“I heard the news today, oh boy…” of the death of George Martin. The cacophony at the end of The Beatles’ ‘A Day in the Life’ is magnificent, and I was hoping to hear that; the track that BBC 6 Music chose to play first, though, was ‘In My Life’, a nostalgic song.

I have been thinking about nostalgia recently, with the loss of so many of my cultural heroes this year. Also, because I was involved in the production of a poetry collection about the experiences and memorials of soldiers in World War I – Memorandum: Poems for the Fallen by Vanessa Gebbie. It’s an immensely moving collection, which brought me to tears more than once as I was editing it. It has also brought a rush of responses from readers, the poems resounding with their own family histories. It’s interesting to me, as it is a kind of removed history. My parents arrived in England from Ireland in the 1940s and 1950s, and although my father arrived in 1944, and later did National Service in England, Ireland was neutral during the war. My family’s war experiences were different from those of an English, or in Vanessa Gebbie’s case, Welsh, family.

There is a photograph that sits on the cover of my cousin’s pamphlet, The Men from North Clare and the Great War 1914-1918, by Guss O’Halloran. It is of Pte Patrick O’Halloran, 1st Battalion Connacht Rangers, saying goodbye to his sister Bridget and mother Mary at Ennistymon Railway Station early in 1914. He died at the 2nd battle of Ypres the following year. It is an intensely moving picture. Bridget is avoiding Patrick’s gaze as they hold hands; he is leaning out of the train window, she is on the platform. Patrick looks a lot like my cousin Guss. Mary’s face is obscured by Bridget, though her sorrow must have been as great. Guss has written ‘The Last Goodbye’ across the photograph. It can be viewed, along with the pamphlet, as a PDF on the Clare Library website: The Men from North Clare and the Great War 1914-1918

I didn’t know these people, nor know of them till recent years. Nor did I know of the part that Irish soldiers played in the conflict until I read Sebastian Barry’s A Long Long Way. And being raised in an Irish family in England, I was steeped in  nostalgia that was not from my own past, my own experiences. When Irish friends and family came round, there would be singing and the playing of records of sentimental songs about Ireland; the homesickness in the room would be palpable. An immense sadness, a longing for their homeland. It is not surprising that the origin of the word nostalgia is expressed in terms of pain. From the Concise OED:

Nostalgia – n. a sentimental longing or wistful affection for a period in the past … acute homesickness, from the Greek nostos “return home” and algos “pain”.

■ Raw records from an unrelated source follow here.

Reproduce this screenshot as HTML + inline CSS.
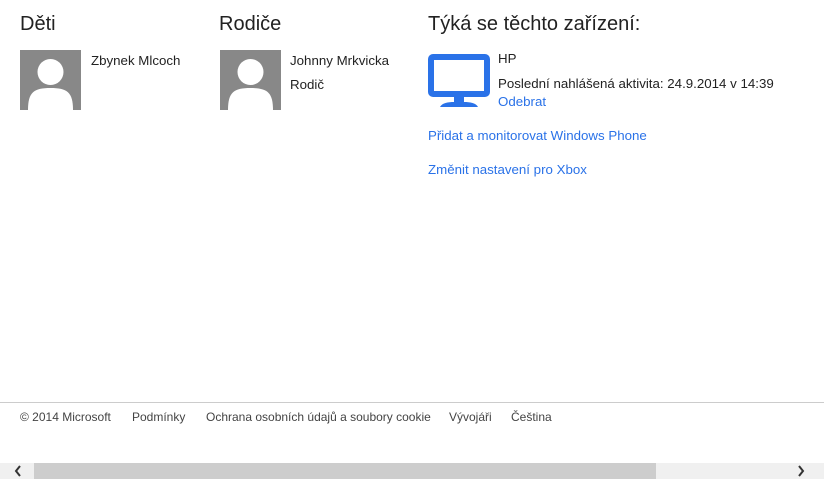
<!DOCTYPE html>
<html><head><meta charset="utf-8"><style>
body{margin:0;width:824px;height:479px;position:relative;overflow:hidden;background:#fff;font-family:"Liberation Sans",sans-serif;color:#222}
.a{position:absolute;white-space:nowrap}
h{position:absolute;font-size:20px;font-weight:normal;color:#222}
.t{font-size:13.3px}
.l{color:#2a72e8;font-size:13.3px}
.f{font-size:12px;color:#444}
.av{position:absolute;width:61px;height:60px;background:#888;overflow:hidden}
</style></head><body>
<h class="a" style="left:20px;top:13px">Děti</h>
<h class="a" style="left:219px;top:13px">Rodiče</h>
<h class="a" style="left:428px;top:13px">Týká se těchto zařízení:</h>
<div class="av" style="left:20px;top:50px"><svg width="61" height="60"><circle cx="30.5" cy="22" r="13" fill="#fff"/><path d="M8 60 C8 42 14 38 30.5 38 C47 38 53 42 53 60Z" fill="#fff"/></svg></div>
<div class="av" style="left:220px;top:50px"><svg width="61" height="60"><circle cx="30.5" cy="22" r="13" fill="#fff"/><path d="M8 60 C8 42 14 38 30.5 38 C47 38 53 42 53 60Z" fill="#fff"/></svg></div>
<div class="a t" style="left:91px;top:53px">Zbynek Mlcoch</div>
<div class="a t" style="left:290px;top:53px">Johnny Mrkvicka</div>
<div class="a t" style="left:290px;top:77px">Rodič</div>
<svg class="a" style="left:428px;top:54px" width="62" height="56"><rect x="3" y="3" width="56" height="37" rx="2" fill="none" stroke="#2a72e8" stroke-width="6"/><path d="M26 42h10v6c6 0 12 1 14 5H12c2-4 8-5 14-5z" fill="#2a72e8"/></svg>
<div class="a t" style="left:498px;top:51px">HP</div>
<div class="a t" style="left:498px;top:76px">Poslední nahlášená aktivita: 24.9.2014 v 14:39</div>
<div class="a l" style="left:498px;top:94px">Odebrat</div>
<div class="a l" style="left:428px;top:128px">Přidat a monitorovat Windows Phone</div>
<div class="a l" style="left:428px;top:162px">Změnit nastavení pro Xbox</div>
<div class="a" style="left:0;top:402px;width:824px;height:1px;background:#ccc"></div>
<div class="a f" style="left:20px;top:410px">© 2014 Microsoft</div>
<div class="a f" style="left:132px;top:410px">Podmínky</div>
<div class="a f" style="left:206px;top:410px">Ochrana osobních údajů a soubory cookie</div>
<div class="a f" style="left:449px;top:410px">Vývojáři</div>
<div class="a f" style="left:511px;top:410px">Čeština</div>
<div class="a" style="left:0;top:463px;width:824px;height:16px;background:#f0f0f0"></div>
<div class="a" style="left:34px;top:463px;width:622px;height:16px;background:#cdcdcd"></div>
<svg class="a" style="left:13px;top:464px" width="10" height="14"><path d="M7 2L3 7l4 5" fill="none" stroke="#333" stroke-width="2"/></svg>
<svg class="a" style="left:796px;top:464px" width="10" height="14"><path d="M3 2l4 5-4 5" fill="none" stroke="#333" stroke-width="2"/></svg>
</body></html>
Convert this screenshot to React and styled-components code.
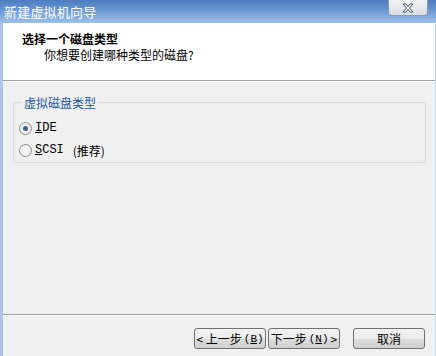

We are suckers for nostalgia, from the ubiquitous Keep Calm and Carry On posters to Downton Abbey and Call the Midwife. I must confess to watching the latter – largely undemanding, at times moving, and depicting the time when I was born and was an infant. It does feel like my past – the clothes the children wear being those I see in old photos of me and my family.

Leslie Ronald Harding, photo with kind permission of Jacquie Kirby

Leslie Ronald Harding, photo with kind permission of Jacquie Kirby

I am currently working on a poem based on a photo of a boy to whom I have no connection. A friend pointed it out to me on Facebook, knowing that I have been writing about the decline of the orchards in Kent. I have had some contact with the person that posted it – it’s of her uncle as a child, leaning on a cherry ladder in the now-felled orchard down the road from where I live. It was taken sometime between 1914 and 1920, she thinks, and I became a little obsessed with finding out about him. His history is not mine, nor the history of the orchards. I only moved to this part of Kent in 2008. It is not as if I grew up with the sight of sheep grazing beneath fruit trees, nor did my family occupy cherry orchards for a few weeks each summer to pick the fruit. Yet I am sad that these things are disappearing.

I wonder what it would be like to live in the present, to be concerned only with what is going on now, not to pine for a past that is not mine, not ours.

I do think that being an outsider helps us to see things more clearly, to record them. Being neither fully Irish nor English has given me an outsider’s view, standing aside and watching, not fully engaged with a nostalgia that is not mine to own.